The whole command rested from about 11 p.m. till about daylight, 3d, when the enemy opened a terrific fire of artillery and a very heavy fire of musketry upon us, occasioning no loss to the brigade, excepting to the First Maryland Battalion and Third North Carolina, which in part alternated positions behind the breastworks. The First North Carolina, with the exception of four companies which had been stationed as a picket on the other side of the creek, was at this time formed to the left of the brigade.
At about 10 a.m. the Tenth Virginia was ordered to deploy as skirmishers, and clear the woods on our left of the enemy's skirmishers. This was done, and the enemy was discovered in the woods, drawn up in line of battle, at not over 300 yards from the west of the stone wall.
The brigade then formed in line of battle at right angles to the breastwork in the following order: Third North Carolina, First Maryland Battalion, Thirty-seventh Virginia, Twenty-third Virginia, and First North Carolina, and charged toward the enemy's second breastworks, partly through an open field and partly through a wood, exposed to a very heavy fire of artillery and musketry, the latter in part a cross-fire. The left of the brigade was the most exposed at first, and did not maintain its position in line of battle. The right, thus in advance, suffered very severely, and, being unsupported, wavered, and the whole line fell back, but in good order. The enemy's position was impregnable, attacked by our small force, and any further effort to storm it would have been futile, and attended with great disaster, if not total annihilation.

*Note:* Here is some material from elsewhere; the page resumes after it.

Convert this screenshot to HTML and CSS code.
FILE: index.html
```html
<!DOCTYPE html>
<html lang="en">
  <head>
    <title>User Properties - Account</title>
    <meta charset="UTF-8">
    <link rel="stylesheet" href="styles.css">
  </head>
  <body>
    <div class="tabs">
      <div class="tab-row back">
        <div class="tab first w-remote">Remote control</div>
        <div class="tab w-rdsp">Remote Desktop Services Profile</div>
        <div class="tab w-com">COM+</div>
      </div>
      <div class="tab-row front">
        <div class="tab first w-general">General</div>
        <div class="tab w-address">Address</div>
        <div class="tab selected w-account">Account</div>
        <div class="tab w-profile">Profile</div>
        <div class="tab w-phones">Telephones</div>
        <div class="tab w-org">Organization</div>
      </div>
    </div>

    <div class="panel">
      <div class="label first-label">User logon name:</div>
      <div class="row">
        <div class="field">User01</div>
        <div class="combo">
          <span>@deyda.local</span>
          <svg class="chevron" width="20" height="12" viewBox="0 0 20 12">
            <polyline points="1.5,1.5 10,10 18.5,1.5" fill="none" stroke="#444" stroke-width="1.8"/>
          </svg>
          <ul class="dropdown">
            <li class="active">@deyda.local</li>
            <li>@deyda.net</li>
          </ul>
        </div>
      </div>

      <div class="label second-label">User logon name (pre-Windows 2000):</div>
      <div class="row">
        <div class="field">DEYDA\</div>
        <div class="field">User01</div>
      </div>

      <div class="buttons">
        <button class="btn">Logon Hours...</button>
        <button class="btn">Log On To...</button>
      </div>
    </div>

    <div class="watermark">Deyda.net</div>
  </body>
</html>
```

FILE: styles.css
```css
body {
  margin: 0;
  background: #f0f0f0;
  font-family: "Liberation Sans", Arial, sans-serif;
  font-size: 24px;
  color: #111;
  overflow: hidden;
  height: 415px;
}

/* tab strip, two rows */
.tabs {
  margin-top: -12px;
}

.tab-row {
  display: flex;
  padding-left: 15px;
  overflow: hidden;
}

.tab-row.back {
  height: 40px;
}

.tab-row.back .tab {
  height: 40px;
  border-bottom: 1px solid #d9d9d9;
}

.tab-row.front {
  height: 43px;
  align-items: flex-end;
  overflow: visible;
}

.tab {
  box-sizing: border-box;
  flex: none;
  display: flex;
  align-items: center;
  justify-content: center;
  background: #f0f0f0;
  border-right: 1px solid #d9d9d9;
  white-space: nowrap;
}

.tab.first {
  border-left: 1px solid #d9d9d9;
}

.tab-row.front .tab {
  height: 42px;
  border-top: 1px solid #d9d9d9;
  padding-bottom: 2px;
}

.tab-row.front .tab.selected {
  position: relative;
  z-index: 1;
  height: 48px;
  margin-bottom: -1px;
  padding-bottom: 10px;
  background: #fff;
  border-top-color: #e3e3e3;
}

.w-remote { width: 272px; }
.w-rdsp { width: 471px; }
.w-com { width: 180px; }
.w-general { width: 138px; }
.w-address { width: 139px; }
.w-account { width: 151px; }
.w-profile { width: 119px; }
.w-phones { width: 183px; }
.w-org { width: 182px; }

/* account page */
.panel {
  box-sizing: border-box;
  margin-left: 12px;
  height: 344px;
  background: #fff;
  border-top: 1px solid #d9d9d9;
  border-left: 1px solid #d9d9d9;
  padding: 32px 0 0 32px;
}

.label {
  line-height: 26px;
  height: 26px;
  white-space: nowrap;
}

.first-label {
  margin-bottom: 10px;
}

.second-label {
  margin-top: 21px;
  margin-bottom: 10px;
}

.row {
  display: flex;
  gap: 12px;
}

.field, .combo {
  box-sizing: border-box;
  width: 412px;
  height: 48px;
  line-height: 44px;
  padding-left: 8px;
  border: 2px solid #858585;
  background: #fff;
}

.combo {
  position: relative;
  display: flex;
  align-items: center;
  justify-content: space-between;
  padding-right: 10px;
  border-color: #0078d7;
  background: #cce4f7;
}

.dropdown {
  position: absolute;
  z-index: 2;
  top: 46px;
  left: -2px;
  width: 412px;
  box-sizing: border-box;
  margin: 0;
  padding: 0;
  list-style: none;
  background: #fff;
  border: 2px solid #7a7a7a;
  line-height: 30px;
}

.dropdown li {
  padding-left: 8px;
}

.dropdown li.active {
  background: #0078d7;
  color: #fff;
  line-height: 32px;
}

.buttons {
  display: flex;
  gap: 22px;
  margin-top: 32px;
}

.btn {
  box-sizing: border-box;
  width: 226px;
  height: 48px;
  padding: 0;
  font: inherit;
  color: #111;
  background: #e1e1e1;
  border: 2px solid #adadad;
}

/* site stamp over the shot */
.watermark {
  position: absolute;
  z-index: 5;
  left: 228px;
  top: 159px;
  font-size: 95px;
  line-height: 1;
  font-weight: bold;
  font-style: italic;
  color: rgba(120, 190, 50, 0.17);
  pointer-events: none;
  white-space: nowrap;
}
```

The brigade rallied quickly behind rocks, and reformed behind the stone wall which ran parallel to the breastworks, where it remained about an hour, exposed to a fire of artillery and infantry more terrific than any experienced during the day, although less disastrous. Ultimately, in accordance with orders from the major-general commanding, the brigade fell back to the creek, where it remained during the rest of the day, nearly half of it being deployed as skirmishers.

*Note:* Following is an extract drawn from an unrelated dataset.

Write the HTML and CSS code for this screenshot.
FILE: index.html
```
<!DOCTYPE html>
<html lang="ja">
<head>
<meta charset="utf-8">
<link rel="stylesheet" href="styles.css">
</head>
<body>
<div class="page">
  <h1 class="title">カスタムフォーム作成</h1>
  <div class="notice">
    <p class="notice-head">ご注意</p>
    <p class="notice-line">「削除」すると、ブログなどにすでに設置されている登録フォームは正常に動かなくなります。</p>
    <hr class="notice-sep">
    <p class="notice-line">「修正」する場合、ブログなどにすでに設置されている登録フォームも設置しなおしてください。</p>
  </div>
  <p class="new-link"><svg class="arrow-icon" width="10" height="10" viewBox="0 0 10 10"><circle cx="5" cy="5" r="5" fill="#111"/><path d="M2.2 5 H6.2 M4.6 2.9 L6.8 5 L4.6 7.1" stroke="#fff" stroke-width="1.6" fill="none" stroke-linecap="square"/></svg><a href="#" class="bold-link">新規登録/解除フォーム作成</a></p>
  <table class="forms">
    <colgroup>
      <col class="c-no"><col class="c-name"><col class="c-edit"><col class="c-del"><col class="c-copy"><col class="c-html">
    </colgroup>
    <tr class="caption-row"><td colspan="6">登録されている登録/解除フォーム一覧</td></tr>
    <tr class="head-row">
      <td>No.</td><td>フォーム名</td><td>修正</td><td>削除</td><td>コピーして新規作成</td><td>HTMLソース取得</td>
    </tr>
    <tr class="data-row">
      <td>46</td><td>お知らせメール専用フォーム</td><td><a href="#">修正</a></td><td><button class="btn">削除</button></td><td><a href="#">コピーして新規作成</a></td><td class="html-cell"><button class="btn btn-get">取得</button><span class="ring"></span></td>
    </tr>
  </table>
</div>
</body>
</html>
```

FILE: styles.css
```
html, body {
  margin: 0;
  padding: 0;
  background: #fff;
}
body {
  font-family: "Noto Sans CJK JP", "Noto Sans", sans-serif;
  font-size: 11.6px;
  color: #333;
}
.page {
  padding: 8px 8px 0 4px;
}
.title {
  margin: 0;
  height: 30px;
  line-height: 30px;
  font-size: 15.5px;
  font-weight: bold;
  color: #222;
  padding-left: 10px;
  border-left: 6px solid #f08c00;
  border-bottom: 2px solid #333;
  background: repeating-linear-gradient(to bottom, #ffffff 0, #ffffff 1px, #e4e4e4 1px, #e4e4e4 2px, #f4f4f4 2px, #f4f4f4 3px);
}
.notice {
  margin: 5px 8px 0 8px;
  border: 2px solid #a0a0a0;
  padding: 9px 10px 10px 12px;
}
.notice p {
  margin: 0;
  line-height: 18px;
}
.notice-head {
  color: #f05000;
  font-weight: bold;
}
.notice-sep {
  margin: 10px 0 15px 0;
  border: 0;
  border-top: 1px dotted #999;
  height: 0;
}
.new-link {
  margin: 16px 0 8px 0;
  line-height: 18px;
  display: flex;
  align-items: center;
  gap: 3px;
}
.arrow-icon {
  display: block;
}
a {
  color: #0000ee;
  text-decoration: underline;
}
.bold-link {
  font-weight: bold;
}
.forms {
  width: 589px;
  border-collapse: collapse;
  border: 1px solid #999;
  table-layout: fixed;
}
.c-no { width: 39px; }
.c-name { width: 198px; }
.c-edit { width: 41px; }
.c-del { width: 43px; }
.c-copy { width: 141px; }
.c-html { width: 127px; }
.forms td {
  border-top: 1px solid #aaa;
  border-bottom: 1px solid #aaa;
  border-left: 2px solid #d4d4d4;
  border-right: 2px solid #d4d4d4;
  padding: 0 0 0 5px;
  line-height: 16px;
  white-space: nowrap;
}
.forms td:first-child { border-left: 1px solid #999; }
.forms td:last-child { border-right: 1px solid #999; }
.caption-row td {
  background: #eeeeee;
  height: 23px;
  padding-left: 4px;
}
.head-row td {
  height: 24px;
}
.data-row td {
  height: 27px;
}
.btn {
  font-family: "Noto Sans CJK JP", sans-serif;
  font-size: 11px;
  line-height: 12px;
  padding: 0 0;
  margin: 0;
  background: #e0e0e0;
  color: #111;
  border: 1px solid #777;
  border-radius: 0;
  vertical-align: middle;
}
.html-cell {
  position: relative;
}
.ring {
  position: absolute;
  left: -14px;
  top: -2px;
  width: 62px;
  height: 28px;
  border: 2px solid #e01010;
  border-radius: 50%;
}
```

During the night, the enemy advanced their line some distance beyond the breastworks, but were driven back to them again. Toward midnight, the brigade, with the rest of the division, recrossed the creek, and, passing to the rear of the town, occupied and intrenched itself on the crest of the hill where the enemy had been posted on the first day of the engagement.
It affords me the greatest pleasure to say that the officers and men of the brigade, with a few exceptions of the latter, conducted themselves most gallantly, and bore the fatigue and privations of several days in a soldierlike manner.
The commanding officers of the different regiments of the brigade--Colonel Warren, Tenth Virginia ; Lieutenant-Colonel Walton, Twenty-third Virginia; Major Wood, Thirty-seventh Virginia; Lieutenant-Colonel Brown, First North Carolina; Major Parsley, Third North Carolina, and Lieutenant-Colonel Herbert, First Maryland Battalion Infantry, who was dangerously wounded the evening of the 2d, his successor, Major [W. W.] Goldsborough, also severely wounded next morning, and Capt. J. P. Crane, upon whom the command of the battalion finally devolved--handled their regiments with great skill and manifested the utmost coolness.
The following officers and non-commissioned officers are mentioned in the regimental reports as deserving of great praise for their coolness and bravery: Adjt. T. C. James, Third North Carolina, dangerously wounded; Lieut. R. H. Lyon, Company H, Third North Carolina; Lieut. R. P. Jennings, Company E, Twenty-third Virginia; Sergt. Thomas J. Betterton, Company A, Thirty-seventh Virginia, who took a stand of colors and was severely wounded.
To the officers serving on my staff--Capt. George Williamson, assistant adjutant-general, and First Lieut. R. H. McKim, aide-de-camp, whose duties kept them constantly with the brigade; Maj. George H. Kyle, commissary of subsistence Maryland troops, who was always with me when his other duties would allow, and Mr. John H. Boyle, volunteer aide--I am greatly indebted for valuable assistance rendered, and of whose gallant bearing I cannot too highly make mention.